#### [INFORMATION SHOWN]

•••

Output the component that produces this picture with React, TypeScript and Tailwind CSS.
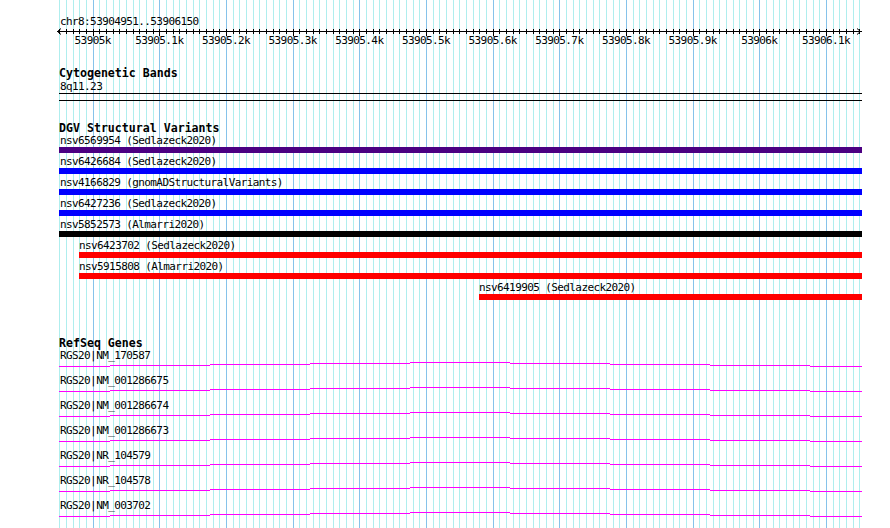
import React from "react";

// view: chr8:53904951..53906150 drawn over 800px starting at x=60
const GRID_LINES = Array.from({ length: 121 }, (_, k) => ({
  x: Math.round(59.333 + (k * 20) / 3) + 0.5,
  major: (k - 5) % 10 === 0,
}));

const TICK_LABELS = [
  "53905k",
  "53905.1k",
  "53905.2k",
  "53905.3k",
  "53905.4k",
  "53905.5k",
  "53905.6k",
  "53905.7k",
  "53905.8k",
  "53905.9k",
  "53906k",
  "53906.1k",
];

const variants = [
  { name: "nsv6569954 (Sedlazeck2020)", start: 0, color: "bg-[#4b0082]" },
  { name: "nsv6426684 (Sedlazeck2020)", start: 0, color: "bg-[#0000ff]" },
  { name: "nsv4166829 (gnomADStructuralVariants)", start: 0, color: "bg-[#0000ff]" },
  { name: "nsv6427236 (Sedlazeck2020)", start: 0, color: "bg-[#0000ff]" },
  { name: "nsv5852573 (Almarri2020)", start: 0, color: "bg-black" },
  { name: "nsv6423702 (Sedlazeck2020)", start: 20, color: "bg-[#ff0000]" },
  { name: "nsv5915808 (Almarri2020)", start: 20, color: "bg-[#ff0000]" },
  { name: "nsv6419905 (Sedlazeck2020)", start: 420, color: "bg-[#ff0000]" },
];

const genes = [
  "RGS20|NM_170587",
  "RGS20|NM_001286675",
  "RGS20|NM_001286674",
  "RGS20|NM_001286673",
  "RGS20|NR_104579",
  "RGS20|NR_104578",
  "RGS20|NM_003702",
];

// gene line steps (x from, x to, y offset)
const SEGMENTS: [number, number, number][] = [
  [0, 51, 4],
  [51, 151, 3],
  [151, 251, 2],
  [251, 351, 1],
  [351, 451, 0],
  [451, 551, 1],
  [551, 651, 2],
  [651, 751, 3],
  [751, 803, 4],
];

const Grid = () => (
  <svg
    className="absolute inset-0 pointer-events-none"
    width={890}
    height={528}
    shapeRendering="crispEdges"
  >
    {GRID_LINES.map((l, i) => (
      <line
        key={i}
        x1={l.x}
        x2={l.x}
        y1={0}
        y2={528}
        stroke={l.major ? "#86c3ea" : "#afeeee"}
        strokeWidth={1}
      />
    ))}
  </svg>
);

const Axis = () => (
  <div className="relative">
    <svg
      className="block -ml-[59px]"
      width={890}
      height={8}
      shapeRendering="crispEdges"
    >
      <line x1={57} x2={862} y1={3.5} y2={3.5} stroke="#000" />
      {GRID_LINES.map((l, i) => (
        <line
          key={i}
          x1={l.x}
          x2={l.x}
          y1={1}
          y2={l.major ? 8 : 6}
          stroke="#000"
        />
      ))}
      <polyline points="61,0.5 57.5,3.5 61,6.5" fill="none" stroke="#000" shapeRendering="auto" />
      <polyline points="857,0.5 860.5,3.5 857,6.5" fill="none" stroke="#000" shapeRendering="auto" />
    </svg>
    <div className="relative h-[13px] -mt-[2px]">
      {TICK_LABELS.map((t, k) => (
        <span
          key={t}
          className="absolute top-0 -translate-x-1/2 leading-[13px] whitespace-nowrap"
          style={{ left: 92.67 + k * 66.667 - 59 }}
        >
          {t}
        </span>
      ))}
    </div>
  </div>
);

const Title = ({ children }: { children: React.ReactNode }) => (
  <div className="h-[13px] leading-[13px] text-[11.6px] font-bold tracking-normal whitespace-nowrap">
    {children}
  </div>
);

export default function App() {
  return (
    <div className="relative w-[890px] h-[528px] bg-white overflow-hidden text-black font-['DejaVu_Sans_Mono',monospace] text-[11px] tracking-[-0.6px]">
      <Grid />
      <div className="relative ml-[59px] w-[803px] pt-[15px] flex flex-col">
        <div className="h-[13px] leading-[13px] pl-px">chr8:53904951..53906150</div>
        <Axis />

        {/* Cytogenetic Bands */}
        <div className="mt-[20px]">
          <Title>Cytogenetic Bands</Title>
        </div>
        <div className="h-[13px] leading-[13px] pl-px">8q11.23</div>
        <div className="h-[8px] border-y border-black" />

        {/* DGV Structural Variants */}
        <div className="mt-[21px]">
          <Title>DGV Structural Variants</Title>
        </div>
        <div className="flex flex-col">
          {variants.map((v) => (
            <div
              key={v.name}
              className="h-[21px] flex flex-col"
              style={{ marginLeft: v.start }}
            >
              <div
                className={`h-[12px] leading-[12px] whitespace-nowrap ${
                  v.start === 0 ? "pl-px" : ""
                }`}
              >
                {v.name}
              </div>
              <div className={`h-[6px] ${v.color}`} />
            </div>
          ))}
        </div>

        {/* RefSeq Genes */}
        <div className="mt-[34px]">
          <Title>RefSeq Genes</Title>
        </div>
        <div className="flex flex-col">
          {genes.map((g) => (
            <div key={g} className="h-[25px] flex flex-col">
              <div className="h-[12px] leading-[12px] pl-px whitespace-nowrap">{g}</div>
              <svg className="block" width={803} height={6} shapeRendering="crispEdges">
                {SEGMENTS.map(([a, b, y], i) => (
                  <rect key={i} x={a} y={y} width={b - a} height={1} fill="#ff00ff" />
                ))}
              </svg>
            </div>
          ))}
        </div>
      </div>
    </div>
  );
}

•••

#### [EXERCISE]
Reproduce the material above verbatim; omit every picture.

#### [FINAL RESULT]
Output the component that produces this picture with React, TypeScript and Tailwind CSS.
import React from "react";

// view: chr8:53904951..53906150 drawn over 800px starting at x=60
const GRID_LINES = Array.from({ length: 121 }, (_, k) => ({
  x: Math.round(59.333 + (k * 20) / 3) + 0.5,
  major: (k - 5) % 10 === 0,
}));

const TICK_LABELS = [
  "53905k",
  "53905.1k",
  "53905.2k",
  "53905.3k",
  "53905.4k",
  "53905.5k",
  "53905.6k",
  "53905.7k",
  "53905.8k",
  "53905.9k",
  "53906k",
  "53906.1k",
];

const variants = [
  { name: "nsv6569954 (Sedlazeck2020)", start: 0, color: "bg-[#4b0082]" },
  { name: "nsv6426684 (Sedlazeck2020)", start: 0, color: "bg-[#0000ff]" },
  { name: "nsv4166829 (gnomADStructuralVariants)", start: 0, color: "bg-[#0000ff]" },
  { name: "nsv6427236 (Sedlazeck2020)", start: 0, color: "bg-[#0000ff]" },
  { name: "nsv5852573 (Almarri2020)", start: 0, color: "bg-black" },
  { name: "nsv6423702 (Sedlazeck2020)", start: 20, color: "bg-[#ff0000]" },
  { name: "nsv5915808 (Almarri2020)", start: 20, color: "bg-[#ff0000]" },
  { name: "nsv6419905 (Sedlazeck2020)", start: 420, color: "bg-[#ff0000]" },
];

const genes = [
  "RGS20|NM_170587",
  "RGS20|NM_001286675",
  "RGS20|NM_001286674",
  "RGS20|NM_001286673",
  "RGS20|NR_104579",
  "RGS20|NR_104578",
  "RGS20|NM_003702",
];

// gene line steps (x from, x to, y offset)
const SEGMENTS: [number, number, number][] = [
  [0, 51, 4],
  [51, 151, 3],
  [151, 251, 2],
  [251, 351, 1],
  [351, 451, 0],
  [451, 551, 1],
  [551, 651, 2],
  [651, 751, 3],
  [751, 803, 4],
];

const Grid = () => (
  <svg
    className="absolute inset-0 pointer-events-none"
    width={890}
    height={528}
    shapeRendering="crispEdges"
  >
    {GRID_LINES.map((l, i) => (
      <line
        key={i}
        x1={l.x}
        x2={l.x}
        y1={0}
        y2={528}
        stroke={l.major ? "#86c3ea" : "#afeeee"}
        strokeWidth={1}
      />
    ))}
  </svg>
);

const Axis = () => (
  <div className="relative">
    <svg
      className="block -ml-[59px]"
      width={890}
      height={8}
      shapeRendering="crispEdges"
    >
      <line x1={57} x2={862} y1={3.5} y2={3.5} stroke="#000" />
      {GRID_LINES.map((l, i) => (
        <line
          key={i}
          x1={l.x}
          x2={l.x}
          y1={1}
          y2={l.major ? 8 : 6}
          stroke="#000"
        />
      ))}
      <polyline points="61,0.5 57.5,3.5 61,6.5" fill="none" stroke="#000" shapeRendering="auto" />
      <polyline points="857,0.5 860.5,3.5 857,6.5" fill="none" stroke="#000" shapeRendering="auto" />
    </svg>
    <div className="relative h-[13px] -mt-[2px]">
      {TICK_LABELS.map((t, k) => (
        <span
          key={t}
          className="absolute top-0 -translate-x-1/2 leading-[13px] whitespace-nowrap"
          style={{ left: 92.67 + k * 66.667 - 59 }}
        >
          {t}
        </span>
      ))}
    </div>
  </div>
);

const Title = ({ children }: { children: React.ReactNode }) => (
  <div className="h-[13px] leading-[13px] text-[11.6px] font-bold tracking-normal whitespace-nowrap">
    {children}
  </div>
);

export default function App() {
  return (
    <div className="relative w-[890px] h-[528px] bg-white overflow-hidden text-black font-['DejaVu_Sans_Mono',monospace] text-[11px] tracking-[-0.6px]">
      <Grid />
      <div className="relative ml-[59px] w-[803px] pt-[15px] flex flex-col">
        <div className="h-[13px] leading-[13px] pl-px">chr8:53904951..53906150</div>
        <Axis />

        {/* Cytogenetic Bands */}
        <div className="mt-[20px]">
          <Title>Cytogenetic Bands</Title>
        </div>
        <div className="h-[13px] leading-[13px] pl-px">8q11.23</div>
        <div className="h-[8px] border-y border-black" />

        {/* DGV Structural Variants */}
        <div className="mt-[21px]">
          <Title>DGV Structural Variants</Title>
        </div>
        <div className="flex flex-col">
          {variants.map((v) => (
            <div
              key={v.name}
              className="h-[21px] flex flex-col"
              style={{ marginLeft: v.start }}
            >
              <div
                className={`h-[12px] leading-[12px] whitespace-nowrap ${
                  v.start === 0 ? "pl-px" : ""
                }`}
              >
                {v.name}
              </div>
              <div className={`h-[6px] ${v.color}`} />
            </div>
          ))}
        </div>

        {/* RefSeq Genes */}
        <div className="mt-[34px]">
          <Title>RefSeq Genes</Title>
        </div>
        <div className="flex flex-col">
          {genes.map((g) => (
            <div key={g} className="h-[25px] flex flex-col">
              <div className="h-[12px] leading-[12px] pl-px whitespace-nowrap">{g}</div>
              <svg className="block" width={803} height={6} shapeRendering="crispEdges">
                {SEGMENTS.map(([a, b, y], i) => (
                  <rect key={i} x={a} y={y} width={b - a} height={1} fill="#ff00ff" />
                ))}
              </svg>
            </div>
          ))}
        </div>
      </div>
    </div>
  );
}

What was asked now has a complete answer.